今年1月、小値賀町の漁業従事者などを対象に「水産業デジタル力向上講座」が実施された

 水産業のための漁業者支援サービス「トリトンの矛」の開発を手掛けるオーシャンソリューションテクノロジー(長崎県佐世保市、以下、OST)は今年1月、宇久小値賀漁業協同組合所属の漁業者を対象に、同システムを用いたデジタル力向上の人材育成講座を実施した。全国に先駆けて水産DX(デジタルトランスフォーメーション)の推進に向けた取り組みを同漁協と実施した理由を水上陽介社長は「これまで複数の事業を連携して実施しており、トリトンの矛に対する理解が進んでいるため」と話す。
 漁業従事者の高齢化や後継者不足などが主な要因となり、漁業を取り巻く環境は厳しさを増している。「大変な仕事の割に収益が少ない」(川上社長)ことも、新規の従事者が増えない要因の一つだ。漁業を基幹産業とする小値賀町も同様の課題を抱えている。町産業振興課の担当者は「20年前に約300人いた漁協の正組合員数は現在、100人を割り込む状況。しかも、70歳前後の割合が多く、30代、40代の新規のなりてもいるが、リタイアする人の数が上回っており、組合員数の減少に歯止めがかからない」と説明する。
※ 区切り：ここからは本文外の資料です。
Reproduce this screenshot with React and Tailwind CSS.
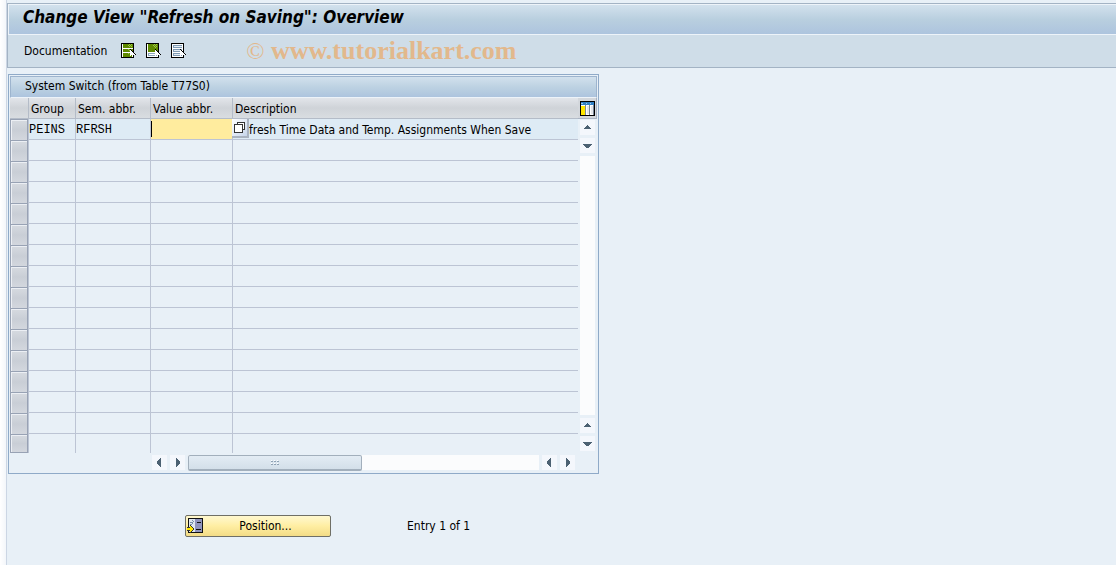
import React, { useState } from "react";

const EMPTY_ROWS = 15;

const CursorShape = () => (
  <g shapeRendering="crispEdges">
    <path d="M9 6h1v1h1v1h1v1h1v1h1v1h1v1h-2v2h-1v-1h-1v-1h-1v1H9z" fill="#000" />
    <path d="M9 7h1v1h1v1h1v1h1v1h1v1h-2v2h-1v-2h-1v1H9z" fill="#fff" />
  </g>
);

const SelectAllIcon = () => (
  <svg width="16" height="16" viewBox="0 0 16 16">
    <g shapeRendering="crispEdges">
      <rect x="0.5" y="0.5" width="12" height="14" fill="#fff" stroke="#000" />
      <path d="M2 1h10v4H2zM2 6h10v3H2zM2 10h10v4H2z" fill="#5f8a00" />
      <path d="M7 2h1v1H7zM9 2h1v1H9zM8 3h1v1H8zM10 3h1v1h-1zM8 1h1v1H8zM10 1h1v1h-1zM7 6h1v1H7zM9 6h1v1H9zM8 7h1v1H8zM7 10h1v1H7z" fill="#9fc64a" />
    </g>
    <CursorShape />
  </svg>
);

const SelectBlockIcon = () => (
  <svg width="16" height="16" viewBox="0 0 16 16">
    <g shapeRendering="crispEdges">
      <rect x="0.5" y="0.5" width="12" height="14" fill="#fff" stroke="#000" />
      <path d="M2 1h10v8H2z" fill="#5f8a00" />
      <path d="M7 2h1v1H7zM9 2h1v1H9zM8 3h1v1H8zM10 3h1v1h-1zM8 1h1v1H8zM10 1h1v1h-1zM9 4h1v1H9z" fill="#9fc64a" />
      <path d="M2 10h9v3H2z" fill="#8ba6bd" />
      <path d="M3 11h7v1H3z" fill="#fff" />
    </g>
    <CursorShape />
  </svg>
);

const DeselectAllIcon = () => (
  <svg width="16" height="16" viewBox="0 0 16 16">
    <g shapeRendering="crispEdges">
      <rect x="0.5" y="0.5" width="12" height="14" fill="#fff" stroke="#000" />
      <path d="M2 2h9v3H2zM2 6h9v3H2zM2 10h9v3H2z" fill="#7f9bb5" />
      <path d="M3 3h8v1H3zM3 7h8v1H3zM3 11h8v1H3z" fill="#e6eef5" />
    </g>
    <CursorShape />
  </svg>
);

const ColumnsIcon = () => (
  <svg width="15" height="15" viewBox="0 0 15 15" shapeRendering="crispEdges">
    <rect width="15" height="15" fill="#000" />
    <rect x="1" y="1" width="13" height="13" fill="#fff" />
    <rect x="1" y="1" width="13" height="3" fill="#2f7fc4" />
    <path d="M1 2h2v1H1zM6 2h1v1H6zM10 2h1v1h-1z" fill="#9cc9ee" />
    <rect x="1" y="5" width="4" height="9" fill="#ffe600" />
    <path d="M5 4h1v10H5zM9 4h1v10H9zM13 4h1v10h-1z" fill="#7a8797" />
    <path d="M7 5h2v8H7zM11 5h2v8h-2z" fill="#e4e6ea" />
  </svg>
);

const MatchIcon = () => (
  <svg width="12" height="12" viewBox="0 0 12 12" shapeRendering="crispEdges">
    <rect x="3.5" y="0.5" width="7" height="7" fill="#fff" stroke="#333" />
    <rect x="0.5" y="2.5" width="8" height="8" fill="#fff" stroke="#333" />
  </svg>
);

const PositionIcon = () => (
  <svg width="16" height="16" viewBox="0 0 16 16" shapeRendering="crispEdges">
    <rect x="1" width="15" height="15" fill="#111" />
    <rect x="2" y="1" width="6" height="13" fill="#dfe7f0" />
    <rect x="8" y="1" width="7" height="13" fill="#9094bd" />
    <path d="M10 4h4v1h-4zM9 11h5v1H9z" fill="#111" />
    <path d="M3 4h3v1H3zM5 2h1v1H5zM6 3h1v1H6zM5 5h1v1H5zM3 6h2v1H3z" fill="#7790a8" />
    <path d="M0 9h3V7h1v1h1v1h1v1h1v2H6v1H5v1H4v1H3v-2H0z" fill="#333" />
    <path d="M0 10h3V8h1v1h1v1h1v2H5v1H4v1H3v-2H0z" fill="#ffe600" />
  </svg>
);

const Arrow = ({ dir }) => {
  const paths = {
    up: "M4 2h1v1h1v1h1v1h1v1H1V5h1V4h1V3h1z",
    down: "M0 3h9v1H8v1H7v1H6v1H3V6H2V5H1V4H0z",
    left: "M6 0v9H5V8H4V7H3V6H2V3h1V2h1V1h1V0z",
    right: "M3 0v9h1V8h1V7h1V6h1V3H6V2H5V1H4V0z",
  };
  return (
    <svg width="9" height="9" viewBox="0 0 9 9" shapeRendering="crispEdges">
      <path d={paths[dir]} fill="#4c6172" />
    </svg>
  );
};

const ScrollButton = ({ dir, label }) => (
  <button
    aria-label={label}
    className="flex h-[15px] w-[15px] shrink-0 items-center justify-center bg-[#f4f7fc]"
  >
    <Arrow dir={dir} />
  </button>
);

const HeaderCell = ({ children }) => (
  <th
    scope="col"
    className="h-[21px] border-r border-b border-[#b4bcc8] bg-linear-to-b from-[#e2e5ea] via-[#cfd3d8] to-[#d9dde1] px-0.5 pt-0.5 pb-0 text-left font-normal whitespace-nowrap last:border-r-0"
  >
    {children}
  </th>
);

const RowSelector = ({ label, last }) => (
  <td className="border-r border-[#bcc4d4] p-0">
    <button
      aria-label={label}
      className={`block w-full border-x border-t border-[#98a2b4] bg-linear-to-b from-[#d6dae0] via-[#c9ced6] to-[#d3d7de] shadow-[inset_1px_1px_0_#eceff4] ${
        last ? "h-[19px] border-b" : "h-[21px]"
      }`}
    />
  </td>
);

const SystemTable = () => {
  const [value, setValue] = useState("");

  return (
    <table className="w-full table-fixed border-separate border-spacing-0">
      <colgroup>
        <col className="w-[19px]" />
        <col className="w-[47px]" />
        <col className="w-[75px]" />
        <col className="w-[82px]" />
        <col />
      </colgroup>
      <thead>
        <tr>
          <HeaderCell />
          <HeaderCell>Group</HeaderCell>
          <HeaderCell>Sem. abbr.</HeaderCell>
          <HeaderCell>Value abbr.</HeaderCell>
          <HeaderCell>Description</HeaderCell>
        </tr>
      </thead>
      <tbody>
        <tr className="h-[21px] bg-[#deebf5]">
          <RowSelector label="Select row 1" />
          <td className="border-r border-b border-[#bcc4d4] px-0 pt-0.5 pb-0 font-['Liberation_Mono',monospace]">PEINS</td>
          <td className="border-r border-b border-[#bcc4d4] px-0 pt-0.5 pb-0 font-['Liberation_Mono',monospace]">RFRSH</td>
          <td className="relative border-r border-b border-[#bcc4d4] p-0">
            <input
              aria-label="Value abbr."
              value={value}
              onChange={(e) => setValue(e.target.value)}
              className="block h-5 w-full bg-[#ffec9e] outline-none"
            />
            <span className="absolute top-0.5 left-0 h-4 w-px bg-black" />
            <button
              aria-label="Possible entries"
              className="absolute top-0 left-full z-10 flex h-[19px] w-[17px] items-center justify-center border-r-2 border-b-2 border-[#aab3c0] bg-linear-to-br from-white to-[#c7d5ea]"
            >
              <MatchIcon />
            </button>
          </td>
          <td className="border-b border-[#bcc4d4] pt-0.5 pr-0 pb-0 pl-4 whitespace-nowrap">
            fresh Time Data and Temp. Assignments When Save
          </td>
        </tr>
        {Array.from({ length: EMPTY_ROWS }, (_, i) => {
          const last = i === EMPTY_ROWS - 1;
          const cell = last ? "border-r border-[#bcc4d4] p-0" : "border-r border-b border-[#bcc4d4] p-0";
          return (
            <tr key={i} className={last ? "h-[19px]" : "h-[21px]"}>
              <RowSelector label={`Select row ${i + 2}`} last={last} />
              <td className={cell} />
              <td className={cell} />
              <td className={cell} />
              <td className={last ? "p-0" : "border-b border-[#bcc4d4] p-0"} />
            </tr>
          );
        })}
      </tbody>
    </table>
  );
};

const App = () => {
  return (
    <div className="flex min-h-screen bg-white font-['DejaVu_Sans_Condensed','DejaVu_Sans',sans-serif] text-xs text-black">
      <div className="w-1.5 shrink-0 bg-linear-to-r from-white to-[#f3f6fa]" />
      <div className="min-w-0 flex-1 border-l border-[#ccd6e4] bg-[#e8f0f7] pt-[3px]">
        <header className="border-y border-l border-[#a3b3c4]">
          <div className="flex h-[31px] items-center border-y border-l border-[#edf3f9] bg-linear-to-b from-[#d2e1ed] via-[#b9cfdf] to-[#adc4de] pb-1.5 pl-3.5">
            <h1 className="text-[17px] leading-6 font-bold italic">Change View "Refresh on Saving": Overview</h1>
          </div>
          <div className="flex h-8 items-center bg-[#cfdde8] pl-4">
            <button>Documentation</button>
            <div className="ml-3.5 flex gap-[9px]">
              <button aria-label="Select all"><SelectAllIcon /></button>
              <button aria-label="Select block"><SelectBlockIcon /></button>
              <button aria-label="Deselect all"><DeselectAllIcon /></button>
            </div>
            <p className="ml-[59px] font-['Liberation_Serif',serif] text-[26px] leading-8 whitespace-nowrap text-[#e2b88c]">
              <span className="text-2xl">©</span> <b>www.tutorialkart.com</b>
            </p>
          </div>
        </header>

        <main className="px-px pt-1.5">
          <section className="w-[591px] max-w-full border border-[#8faac8] p-px">
            <h2 className="flex h-[22px] items-center border border-b-[#edf3f9] border-[#9db4ce] bg-linear-to-b from-[#d2e1ed] via-[#bdd2e2] to-[#adc4de] pb-0.5 pl-3.5">
              System Switch (from Table T77S0)
            </h2>
            <div className="flex">
              <div className="min-w-0 flex-1">
                <SystemTable />
              </div>
              <div className="flex w-[19px] shrink-0 flex-col">
                <div className="flex h-[21px] items-center justify-center border-r border-b border-[#a9b4c4] bg-[#d3d7dc]">
                  <button aria-label="Configuration"><ColumnsIcon /></button>
                </div>
                <div className="flex flex-1 flex-col items-center gap-[3px] pt-px pb-0.5">
                  <ScrollButton dir="up" label="Scroll up" />
                  <ScrollButton dir="down" label="Scroll down" />
                  <div className="w-[15px] flex-1 bg-[#fbfcfd]" />
                  <ScrollButton dir="up" label="Previous page" />
                  <ScrollButton dir="down" label="Next page" />
                </div>
              </div>
            </div>
            <div className="flex gap-[3px] pt-0.5 pr-[22px] pb-0.5 pl-[142px]">
              <ScrollButton dir="left" label="Scroll left" />
              <ScrollButton dir="right" label="Scroll right" />
              <div className="flex h-[15px] flex-1 bg-[#fbfcfd]">
                <div className="flex h-4 w-[174px] items-center justify-center rounded-xs border border-b-2 border-[#a2afbc] bg-linear-to-b from-[#e3ecf4] to-[#d3dfe9]">
                  <svg width="8" height="6" viewBox="0 0 8 6" shapeRendering="crispEdges">
                    <path d="M0 1h2v1H0zM3 1h2v1H3zM6 1h2v1H6zM0 4h2v1H0zM3 4h2v1H3zM6 4h2v1H6z" fill="#8fa2b4" />
                    <path d="M0 0h1v1H0zM3 0h1v1H3zM6 0h1v1H6zM0 3h1v1H0zM3 3h1v1H3zM6 3h1v1H6z" fill="#fff" />
                  </svg>
                </div>
              </div>
              <ScrollButton dir="left" label="Previous columns" />
              <ScrollButton dir="right" label="Next columns" />
            </div>
          </section>

          <footer className="flex items-center pt-[41px] pl-[177px]">
            <button className="flex h-[22px] w-[146px] items-center rounded-xs border border-[#6f6f66] bg-linear-to-b from-[#fff8cf] via-[#ffeea2] to-[#f3dc86] pl-px">
              <PositionIcon />
              <span className="flex-1 pr-0.5">Position...</span>
            </button>
            <span className="ml-[76px]">Entry 1 of 1</span>
          </footer>
        </main>
      </div>
    </div>
  );
};

export default App;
 OSTと町が連携事業を開始したのは21年から。長崎県の水産試験場などとコンソーシアムで研究を進めているという情報を聞きつけ、行政担当者のほか、漁協の代表者など数人が参加した研修会で同システムの存在を知った。多くの参加者が最も関心を寄せたのは操業日誌の蓄積だったという。町産業振興課の担当者は「経験や勘に基づいて漁場を決める不確実性の解消が図れるだけでなく、新規の希望者が漁業に従事するきっかけになる。若手の参考にもなると考えた」という。その後、OSTに就職した町出身者を介して関係が深まり、町を実装フィールドとして漁協組合員の協力を得てシステム開発を進めることになった。
 同システム導入のメリットを水上社長は「航跡の自動取得が可能になるほか、漁獲物や漁具漁法といった操業情報の登録サポート、海況の可視化、衛生データと過去の操業データを活用したAI(人工知能)予測により漁獲向上が期待できる」と説明する。その上で水上社長は「小値賀町の関係者の協力を得てシステムの機能の向上を図り、日本の漁業の課題を解決したい」と語る。